— BEGIN —

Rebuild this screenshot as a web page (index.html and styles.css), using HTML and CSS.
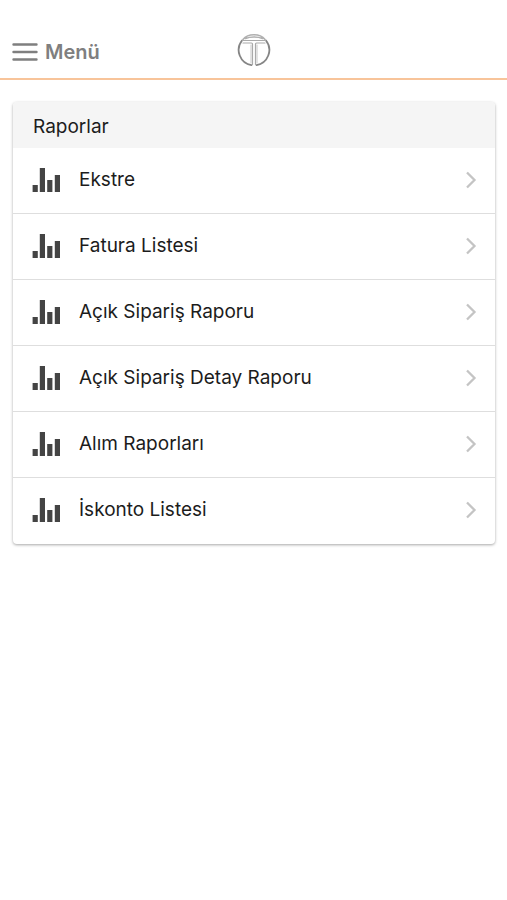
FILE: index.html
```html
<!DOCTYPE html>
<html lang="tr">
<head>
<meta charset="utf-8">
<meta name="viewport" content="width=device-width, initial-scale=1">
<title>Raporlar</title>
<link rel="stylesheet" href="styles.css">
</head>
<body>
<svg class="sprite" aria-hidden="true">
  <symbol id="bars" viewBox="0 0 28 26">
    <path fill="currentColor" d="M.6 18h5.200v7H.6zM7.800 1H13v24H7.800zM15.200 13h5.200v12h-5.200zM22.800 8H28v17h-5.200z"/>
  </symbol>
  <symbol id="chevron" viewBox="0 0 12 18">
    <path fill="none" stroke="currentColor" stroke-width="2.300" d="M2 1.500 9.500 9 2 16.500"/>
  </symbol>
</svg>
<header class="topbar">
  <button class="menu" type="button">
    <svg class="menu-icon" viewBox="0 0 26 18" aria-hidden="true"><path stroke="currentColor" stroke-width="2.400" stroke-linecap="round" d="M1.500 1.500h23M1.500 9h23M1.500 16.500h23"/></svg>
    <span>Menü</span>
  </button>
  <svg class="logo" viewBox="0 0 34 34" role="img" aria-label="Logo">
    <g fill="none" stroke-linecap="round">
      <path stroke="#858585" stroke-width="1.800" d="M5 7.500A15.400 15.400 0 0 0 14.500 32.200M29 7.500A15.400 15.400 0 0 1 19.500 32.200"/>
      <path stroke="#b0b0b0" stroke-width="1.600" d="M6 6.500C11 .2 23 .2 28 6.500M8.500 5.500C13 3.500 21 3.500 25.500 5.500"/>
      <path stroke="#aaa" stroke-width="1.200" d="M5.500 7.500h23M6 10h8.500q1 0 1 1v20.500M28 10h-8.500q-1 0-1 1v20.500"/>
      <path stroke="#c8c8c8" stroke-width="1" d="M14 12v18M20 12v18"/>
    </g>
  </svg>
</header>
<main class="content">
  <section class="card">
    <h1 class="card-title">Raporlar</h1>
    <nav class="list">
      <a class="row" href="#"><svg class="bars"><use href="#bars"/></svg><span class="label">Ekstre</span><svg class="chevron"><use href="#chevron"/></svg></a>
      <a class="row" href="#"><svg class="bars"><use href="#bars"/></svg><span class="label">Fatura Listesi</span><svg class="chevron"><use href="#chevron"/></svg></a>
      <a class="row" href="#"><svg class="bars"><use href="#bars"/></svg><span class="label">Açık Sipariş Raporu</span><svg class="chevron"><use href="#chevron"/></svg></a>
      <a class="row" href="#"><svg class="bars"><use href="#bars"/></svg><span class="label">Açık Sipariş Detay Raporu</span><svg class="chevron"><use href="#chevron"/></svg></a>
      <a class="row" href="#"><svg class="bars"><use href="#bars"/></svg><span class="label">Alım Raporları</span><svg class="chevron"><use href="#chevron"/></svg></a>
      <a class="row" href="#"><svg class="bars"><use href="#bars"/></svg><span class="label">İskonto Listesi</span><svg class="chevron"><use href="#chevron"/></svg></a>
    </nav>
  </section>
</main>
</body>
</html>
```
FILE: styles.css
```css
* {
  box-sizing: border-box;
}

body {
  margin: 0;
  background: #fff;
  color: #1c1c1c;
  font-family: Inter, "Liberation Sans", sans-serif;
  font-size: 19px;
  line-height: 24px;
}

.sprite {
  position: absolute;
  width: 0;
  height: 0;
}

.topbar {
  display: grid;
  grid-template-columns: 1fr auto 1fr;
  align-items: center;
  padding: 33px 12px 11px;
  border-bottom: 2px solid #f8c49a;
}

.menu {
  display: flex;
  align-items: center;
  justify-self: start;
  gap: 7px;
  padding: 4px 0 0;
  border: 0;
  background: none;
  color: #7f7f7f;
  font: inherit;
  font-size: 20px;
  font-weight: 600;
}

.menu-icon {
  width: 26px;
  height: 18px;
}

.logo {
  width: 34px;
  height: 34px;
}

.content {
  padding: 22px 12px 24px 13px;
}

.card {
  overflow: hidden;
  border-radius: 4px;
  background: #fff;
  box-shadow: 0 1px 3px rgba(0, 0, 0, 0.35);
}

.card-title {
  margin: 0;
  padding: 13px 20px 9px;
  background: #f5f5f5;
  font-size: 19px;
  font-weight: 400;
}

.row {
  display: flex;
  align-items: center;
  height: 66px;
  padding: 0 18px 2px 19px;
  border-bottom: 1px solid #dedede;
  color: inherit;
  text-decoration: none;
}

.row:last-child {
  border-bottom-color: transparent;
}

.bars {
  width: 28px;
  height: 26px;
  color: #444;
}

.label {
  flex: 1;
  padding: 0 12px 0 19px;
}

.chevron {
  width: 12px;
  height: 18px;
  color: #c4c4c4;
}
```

— END —

▶ [EXERCISE GOAL]:
Leave out the pictures and reproduce the rest of the listing exactly.

▶ [EXERCISE OUTPUT]:
Rebuild this screenshot as a web page (index.html and styles.css), using HTML and CSS.
FILE: index.html
```html
<!DOCTYPE html>
<html lang="tr">
<head>
<meta charset="utf-8">
<meta name="viewport" content="width=device-width, initial-scale=1">
<title>Raporlar</title>
<link rel="stylesheet" href="styles.css">
</head>
<body>
<svg class="sprite" aria-hidden="true">
  <symbol id="bars" viewBox="0 0 28 26">
    <path fill="currentColor" d="M.6 18h5.200v7H.6zM7.800 1H13v24H7.800zM15.200 13h5.200v12h-5.200zM22.800 8H28v17h-5.200z"/>
  </symbol>
  <symbol id="chevron" viewBox="0 0 12 18">
    <path fill="none" stroke="currentColor" stroke-width="2.300" d="M2 1.500 9.500 9 2 16.500"/>
  </symbol>
</svg>
<header class="topbar">
  <button class="menu" type="button">
    <svg class="menu-icon" viewBox="0 0 26 18" aria-hidden="true"><path stroke="currentColor" stroke-width="2.400" stroke-linecap="round" d="M1.500 1.500h23M1.500 9h23M1.500 16.500h23"/></svg>
    <span>Menü</span>
  </button>
  <svg class="logo" viewBox="0 0 34 34" role="img" aria-label="Logo">
    <g fill="none" stroke-linecap="round">
      <path stroke="#858585" stroke-width="1.800" d="M5 7.500A15.400 15.400 0 0 0 14.500 32.200M29 7.500A15.400 15.400 0 0 1 19.500 32.200"/>
      <path stroke="#b0b0b0" stroke-width="1.600" d="M6 6.500C11 .2 23 .2 28 6.500M8.500 5.500C13 3.500 21 3.500 25.500 5.500"/>
      <path stroke="#aaa" stroke-width="1.200" d="M5.500 7.500h23M6 10h8.500q1 0 1 1v20.500M28 10h-8.500q-1 0-1 1v20.500"/>
      <path stroke="#c8c8c8" stroke-width="1" d="M14 12v18M20 12v18"/>
    </g>
  </svg>
</header>
<main class="content">
  <section class="card">
    <h1 class="card-title">Raporlar</h1>
    <nav class="list">
      <a class="row" href="#"><svg class="bars"><use href="#bars"/></svg><span class="label">Ekstre</span><svg class="chevron"><use href="#chevron"/></svg></a>
      <a class="row" href="#"><svg class="bars"><use href="#bars"/></svg><span class="label">Fatura Listesi</span><svg class="chevron"><use href="#chevron"/></svg></a>
      <a class="row" href="#"><svg class="bars"><use href="#bars"/></svg><span class="label">Açık Sipariş Raporu</span><svg class="chevron"><use href="#chevron"/></svg></a>
      <a class="row" href="#"><svg class="bars"><use href="#bars"/></svg><span class="label">Açık Sipariş Detay Raporu</span><svg class="chevron"><use href="#chevron"/></svg></a>
      <a class="row" href="#"><svg class="bars"><use href="#bars"/></svg><span class="label">Alım Raporları</span><svg class="chevron"><use href="#chevron"/></svg></a>
      <a class="row" href="#"><svg class="bars"><use href="#bars"/></svg><span class="label">İskonto Listesi</span><svg class="chevron"><use href="#chevron"/></svg></a>
    </nav>
  </section>
</main>
</body>
</html>
```
FILE: styles.css
```css
* {
  box-sizing: border-box;
}

body {
  margin: 0;
  background: #fff;
  color: #1c1c1c;
  font-family: Inter, "Liberation Sans", sans-serif;
  font-size: 19px;
  line-height: 24px;
}

.sprite {
  position: absolute;
  width: 0;
  height: 0;
}

.topbar {
  display: grid;
  grid-template-columns: 1fr auto 1fr;
  align-items: center;
  padding: 33px 12px 11px;
  border-bottom: 2px solid #f8c49a;
}

.menu {
  display: flex;
  align-items: center;
  justify-self: start;
  gap: 7px;
  padding: 4px 0 0;
  border: 0;
  background: none;
  color: #7f7f7f;
  font: inherit;
  font-size: 20px;
  font-weight: 600;
}

.menu-icon {
  width: 26px;
  height: 18px;
}

.logo {
  width: 34px;
  height: 34px;
}

.content {
  padding: 22px 12px 24px 13px;
}

.card {
  overflow: hidden;
  border-radius: 4px;
  background: #fff;
  box-shadow: 0 1px 3px rgba(0, 0, 0, 0.35);
}

.card-title {
  margin: 0;
  padding: 13px 20px 9px;
  background: #f5f5f5;
  font-size: 19px;
  font-weight: 400;
}

.row {
  display: flex;
  align-items: center;
  height: 66px;
  padding: 0 18px 2px 19px;
  border-bottom: 1px solid #dedede;
  color: inherit;
  text-decoration: none;
}

.row:last-child {
  border-bottom-color: transparent;
}

.bars {
  width: 28px;
  height: 26px;
  color: #444;
}

.label {
  flex: 1;
  padding: 0 12px 0 19px;
}

.chevron {
  width: 12px;
  height: 18px;
  color: #c4c4c4;
}
```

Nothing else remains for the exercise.